Indeed it is no exaggeration to say that upon our arrival here this afternoon we were instantly bowled over by the place.  Our suite is located directly on the beach.  We are mere steps from both the Gulf and the pool. What more than anything cements our approbation of our digs is that in addition to having a galley kitchen, fridge, stove and dishwasher, there is an ensuite washer and dryer.  It was the work of a moment for us immediately upon our arrival to abandon our things in the apartment and head directly to the nearest Publix grocery store which the bellhop informed us was only several miles away.  There we collected an exact copy of what we have routinely stocked in our pantry - fresh fruit, vegetables and fish. Without being tedious, I shall report only that we have quite sufficient to keep us sated for the entirety of our sojourn here. In fact our first meal this evening was a complete success - even dare I say adorned by a very passable bread pudding!  For those who prefer to have their meals prepared for them when traveling there are no less than seven restaurants on site.  Our preference now however is to dine out only occasionally.  We find that repeated attendances at restaurants of any description, meal after meal, day after day are eventually exceedingly wearing. It isn't that we are at risk of exhausting our own company but rather that the whole ceremony of dining under the auspices of a maître d', waiter or busboy - and having to feign unfailing interest in any menu no matter how poetically rendered - is in the end a shameless struggle.  To be perfectly bluff we find in the amortization of our years that we actually prefer our own culinary productions. Which I forgot to mention also includes raw turmeric from the grocery store. I devoured two pieces of the remedial root earlier today.  If nothing else it expiates my want of nutrition-based analgesics for my persistent arthritis.

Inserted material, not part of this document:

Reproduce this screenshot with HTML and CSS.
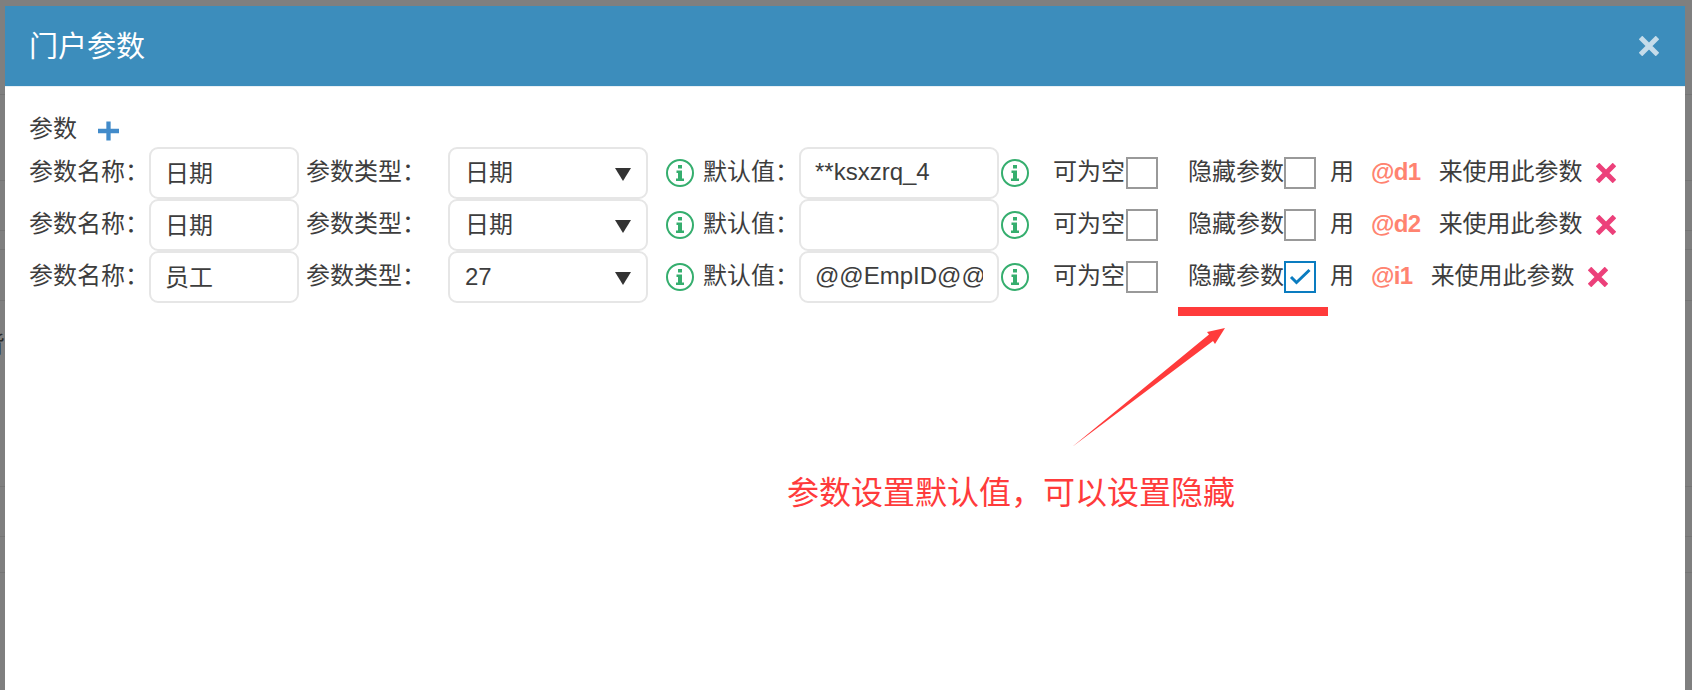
FILE: index.html
```html
<!DOCTYPE html>
<html>
<head>
  <title>门户参数</title>
  <link rel="stylesheet" href="styles.css">
</head>
<body>

  <!-- page behind the dimmed backdrop, only its edges show -->
  <div class="behind">
    <div class="behind-row" style="height: 95px"></div>
    <div class="behind-row" style="height: 86px"></div>
    <div class="behind-row" style="height: 50px"></div>
    <div class="behind-row" style="height: 19px"></div>
    <div class="behind-row" style="height: 51px"></div>
    <div class="behind-row behind-text" style="height: 186px">背</div>
    <div class="behind-row" style="height: 50px"></div>
    <div class="behind-row" style="height: 36px"></div>
  </div>

  <div class="modal">
    <div class="modal-header">
      <h3>门户参数</h3>
      <svg class="close" viewBox="0 0 20 20"><path d="M1.5 1.5L18.5 18.5M18.5 1.5L1.5 18.5"/></svg>
    </div>

    <div class="modal-body">
      <div class="params-title">
        <span>参数</span>
        <svg class="plus" viewBox="0 0 22 20"><path d="M11 0V20M0 10H22"/></svg>
      </div>

      <div class="row">
        <label class="lbl name-lbl">参数名称&#xFF1A;</label>
        <input class="field name-field" type="text" value="日期">
        <label class="lbl type-lbl">参数类型&#xFF1A;</label>
        <div class="select-wrap">
          <select class="field"><option>日期</option></select>
          <span class="caret"></span>
        </div>
        <svg class="info info-a" viewBox="0 0 28 28"><circle cx="14" cy="14" r="13"/><path d="M12 6H16V9.5H12ZM10.5 11.5H16V19.5H18V22H10V19.5H12V14H10.5Z"/></svg>
        <label class="lbl def-lbl">默认值&#xFF1A;</label>
        <input class="field def-field" type="text" value="**ksxzrq_4">
        <svg class="info info-b" viewBox="0 0 28 28"><circle cx="14" cy="14" r="13"/><path d="M12 6H16V9.5H12ZM10.5 11.5H16V19.5H18V22H10V19.5H12V14H10.5Z"/></svg>
        <label class="lbl null-lbl">可为空</label>
        <span class="check"></span>
        <label class="lbl hide-lbl">隐藏参数</label>
        <span class="check"></span>
        <span class="use">用</span>
        <span class="code">@d1</span>
        <span class="use-after">来使用此参数</span>
        <svg class="remove" viewBox="0 0 20 20"><path d="M1.5 1.5L18.5 18.5M18.5 1.5L1.5 18.5"/></svg>
      </div>

      <div class="row">
        <label class="lbl name-lbl">参数名称&#xFF1A;</label>
        <input class="field name-field" type="text" value="日期">
        <label class="lbl type-lbl">参数类型&#xFF1A;</label>
        <div class="select-wrap">
          <select class="field"><option>日期</option></select>
          <span class="caret"></span>
        </div>
        <svg class="info info-a" viewBox="0 0 28 28"><circle cx="14" cy="14" r="13"/><path d="M12 6H16V9.5H12ZM10.5 11.5H16V19.5H18V22H10V19.5H12V14H10.5Z"/></svg>
        <label class="lbl def-lbl">默认值&#xFF1A;</label>
        <input class="field def-field" type="text" value="">
        <svg class="info info-b" viewBox="0 0 28 28"><circle cx="14" cy="14" r="13"/><path d="M12 6H16V9.5H12ZM10.5 11.5H16V19.5H18V22H10V19.5H12V14H10.5Z"/></svg>
        <label class="lbl null-lbl">可为空</label>
        <span class="check"></span>
        <label class="lbl hide-lbl">隐藏参数</label>
        <span class="check"></span>
        <span class="use">用</span>
        <span class="code">@d2</span>
        <span class="use-after">来使用此参数</span>
        <svg class="remove" viewBox="0 0 20 20"><path d="M1.5 1.5L18.5 18.5M18.5 1.5L1.5 18.5"/></svg>
      </div>

      <div class="row">
        <label class="lbl name-lbl">参数名称&#xFF1A;</label>
        <input class="field name-field" type="text" value="员工">
        <label class="lbl type-lbl">参数类型&#xFF1A;</label>
        <div class="select-wrap">
          <select class="field"><option>27</option></select>
          <span class="caret"></span>
        </div>
        <svg class="info info-a" viewBox="0 0 28 28"><circle cx="14" cy="14" r="13"/><path d="M12 6H16V9.5H12ZM10.5 11.5H16V19.5H18V22H10V19.5H12V14H10.5Z"/></svg>
        <label class="lbl def-lbl">默认值&#xFF1A;</label>
        <input class="field def-field" type="text" value="@@EmpID@@">
        <svg class="info info-b" viewBox="0 0 28 28"><circle cx="14" cy="14" r="13"/><path d="M12 6H16V9.5H12ZM10.5 11.5H16V19.5H18V22H10V19.5H12V14H10.5Z"/></svg>
        <label class="lbl null-lbl">可为空</label>
        <span class="check"></span>
        <label class="lbl hide-lbl">隐藏参数</label>
        <span class="check checked"><svg viewBox="0 0 28 28"><path d="M5 14L10.5 19.5L23.5 7"/></svg></span>
        <span class="use">用</span>
        <span class="code">@i1</span>
        <span class="use-after">来使用此参数</span>
        <svg class="remove" viewBox="0 0 20 20"><path d="M1.5 1.5L18.5 18.5M18.5 1.5L1.5 18.5"/></svg>
      </div>
    </div>

    <!-- red annotation drawn on top of the screenshot -->
    <div class="mark-bar"></div>
    <svg class="mark-arrow" viewBox="0 0 160 125"><polygon points="0,120 137,7.5 135,5 153,1 143,17 141,14"/></svg>
    <div class="mark-text">参数设置默认值&#xFF0C;可以设置隐藏</div>
  </div>

</body>
</html>
```

FILE: styles.css
```css
* {
  box-sizing: border-box;
}

html, body {
  height: 100%;
}

body {
  margin: 0;
  background: #7f7f7f;
  overflow: hidden;
  font-family: "Liberation Sans", "Noto Sans CJK SC", sans-serif;
  font-size: 24px;
  color: #3d3d3d;
}

.behind-row {
  border-bottom: 1px solid #757575;
}

.behind-text {
  padding: 24px 0 0;
  margin-left: -19px;
  color: #2a2a2a;
  font-size: 24px;
}

/* Modal */
.modal {
  position: fixed;
  top: 6px;
  left: 5px;
  width: 1680px;
  bottom: 0;
  background: white;
}

.modal-header {
  display: flex;
  justify-content: space-between;
  align-items: center;
  height: 81px;
  padding: 0 26px 1px 24px;
  background: #3c8dbc;
  border-bottom: 1px solid #e8f0f5;
}

.modal-header h3 {
  margin: 0 0 3px;
  font-size: 29px;
  font-weight: normal;
  color: white;
}

.close {
  width: 20px;
  height: 20px;
  fill: none;
  stroke: #c5dcea;
  stroke-width: 5;
}

.modal-body {
  padding: 23px 24px 0;
}

.params-title {
  display: flex;
  align-items: center;
  height: 37px;
  line-height: 36px;
}

.plus {
  width: 21px;
  height: 20px;
  margin: 4px 0 0 21px;
  fill: none;
  stroke: #428bca;
  stroke-width: 4.5;
}

/* Parameter rows */
.row {
  display: flex;
  align-items: center;
  height: 52px;
}

.lbl {
  margin-bottom: 8px;
  white-space: nowrap;
}

.name-lbl { width: 120px; }
.type-lbl { width: 142px; margin-left: 7px; }
.def-lbl { width: 96px; margin-left: 9px; }
.null-lbl { width: 73px; margin-left: 24px; }
.hide-lbl { width: 96px; margin-left: 30px; }

.field {
  height: 52px;
  padding: 0 14px 2px;
  border: 2px solid #e6e6e6;
  border-radius: 9px;
  background: white;
  font: inherit;
  color: inherit;
  outline: none;
}

.name-field {
  width: 150px;
  padding-bottom: 4px;
}

.def-field { width: 200px; }

.select-wrap {
  position: relative;
  width: 200px;
  height: 52px;
}

.select-wrap select {
  width: 100%;
  padding-left: 15px;
  appearance: none;
}

.caret {
  position: absolute;
  top: 21px;
  right: 17px;
  border-left: 8px solid transparent;
  border-right: 8px solid transparent;
  border-top: 13px solid #333;
}

.info {
  flex: none;
  width: 28px;
  height: 28px;
  fill: #35ae6e;
}

.info circle {
  fill: none;
  stroke: #35ae6e;
  stroke-width: 2;
}

.info-a { margin-left: 18px; }
.info-b { margin-left: 2px; }

.check {
  flex: none;
  width: 32px;
  height: 32px;
  border: 2px solid #999;
}

.check.checked {
  border-color: #0a7cc0;
}

.check svg {
  display: block;
  width: 28px;
  height: 28px;
  fill: none;
  stroke: #0a7cc0;
  stroke-width: 3;
}

.use {
  margin-left: 14px;
  margin-bottom: 7px;
}

.code {
  margin-left: 17px;
  margin-bottom: 3px;
  font-size: 24px;
  font-weight: bold;
  letter-spacing: -0.6px;
  color: #ff8370;
}

.use-after {
  margin-left: 18px;
  margin-bottom: 7px;
}

.remove {
  flex: none;
  width: 20px;
  height: 20px;
  margin-left: 13px;
  fill: none;
  stroke: #ec407a;
  stroke-width: 5;
}

/* Annotation */
.mark-bar {
  position: absolute;
  top: 301px;
  left: 1173px;
  width: 150px;
  height: 9px;
  background: #ff3b3b;
}

.mark-arrow {
  position: absolute;
  top: 321px;
  left: 1067px;
  width: 160px;
  height: 125px;
  fill: #ff3b3b;
}

.mark-text {
  position: absolute;
  top: 464px;
  left: 782px;
  font-size: 32px;
  line-height: 46px;
  white-space: nowrap;
  color: #ff3b3b;
}
```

There is another feature of importance in the unfolding of this affair which I have yet failed to disclose.  That - if I may be forgiven the indulgence - is the prospect of my 69th birthday.  I hasten to add that normally I haven't any more than a passing interest in my birthday.  What however promotes the idea on this anniversary is its confluence with this very agreeable outing to Longboat Key. As I told my partner (who admittedly is the author of this fortune in more ways than I have time to enumerate) we have everything to celebrate!  Though I am a hard enough intellect to rise above mere Pollyanna sentimentality, I am as quick to acknowledge the sometimes peculiar fortuity of events.  There is always the possibility of reading into one's affairs more than a bit of substance. Consider for example that even as I write we have been watching Alastair Sim's famous performance of Ebenezer Scrooge in the film adaptation of Charles Dickens' novel "A Christmas Carol" (1843).  If you're at a loss to discern the seemingly remote connection between Alastair Sim and my birthday it is nothing more coincidental than Christmas itself.  Being born within weeks of Christmas Day ensures that the observance of anything in that time frame is guaranteed to commingle with the historic events surrounding Christmas. One of those insinuating conventions has been watching Sim every year at this time.  For me it as much a tradition as my birthday and one which I would be remiss to forgo "at this time of the rolling year" (Jacob Marley's famous words).

While there is a chance of reading too much into anything I can't but think that anyone who undertakes even the most unprincipled analysis of Christmas Past, Present and Future must know that at the very least time is running out and that it makes eminent sense to savour the moment.  Certainly it lubricates the jamboree to find oneself nestled by the sea.  But whether the putative cause célèbre is one's birthday or Christmas no excuse is too small or insignificant to be dismissed when seemingly all the forces of influence upon one's life have at least temporarily aligned in the proper order.  Neither is it lost on me that apart from the usual anticipation which accompanies any venture we hadn't in this case cultivated any especial expectations.  Our compensation has thus been inversely magnified by our diminished forecast.  Such is the bounty of life that it is unpredictable in every way!

We might moderately temper our gusto by the prospect of some cooler air blowing our way.  This however is small potatoes in the overall outlook which may still include swimming in the pool (which is conveniently maintained at a very tolerable temperature), perhaps dipping into the sea (those warm swells from the Mayan Riviera are not to be discounted), cycling around the island (the bikes are complimentary) and doing whatever else captures our immediate attention.  Failing that there are always afternoon naps, reading an improving book and maybe the relieving purification of a laundry.  Too simple!  Indeed it is the very lack of complication which so contrives to elevate our current experience.  There is no need whatever to get on one's horse and ride off in all directions!  And like any good Shakespearean drama there is always the need to be alive to the reflection of the plot in the sub-plot.  In this instance for example we are cheering the fortuity of two of our dear friends back home who have just lately concluded several most satisfactory real estate transactions. They too are engaged in their own enactment of la condition humaine which likewise embraces the recognition of progress in alteration and succession.  And I have every reason to believe that they will exploit the occasion to rejoice in what they have and the opportunities which present themselves.  What after all is life about?  It matters not what is the occasion or the venue; we just owe it to ourselves to make of it what we can.

A phrase that you will hear and see everywhere in Costa Rica is “Pura Vida”. The term “Pura Vida” has been present in Costa Rica’s vocabulary for over 50 years. It’s English translation means “pure life”  or “simple life", however its more then just a phrase - it is a way of life.

Costa Ricans (Ticos) use this term to say hello, goodbye, or even to let people know everything’s good! Costa Ricans don’t just let the term bring them a good life, it’s the way they use it in their everyday attitude to make them happy. “Pura Vida” means that people need to be grateful for the things they do have in life, instead of dwelling on the negative things that they don’t. The phrase shows that no matter how bad you may think you have it, life for someone else can be far more less fortunate than your own. Life is too short to be worried and upset, everyone needs to make the most of life! All in all, the locals strive to live a stress free, laid-back life and they believe that their motto “Pura Vida” perfectly exemplifies how the locals live. Costa Ricans feel that if more “foreigners” grasped this concept, the world would be a lot happier.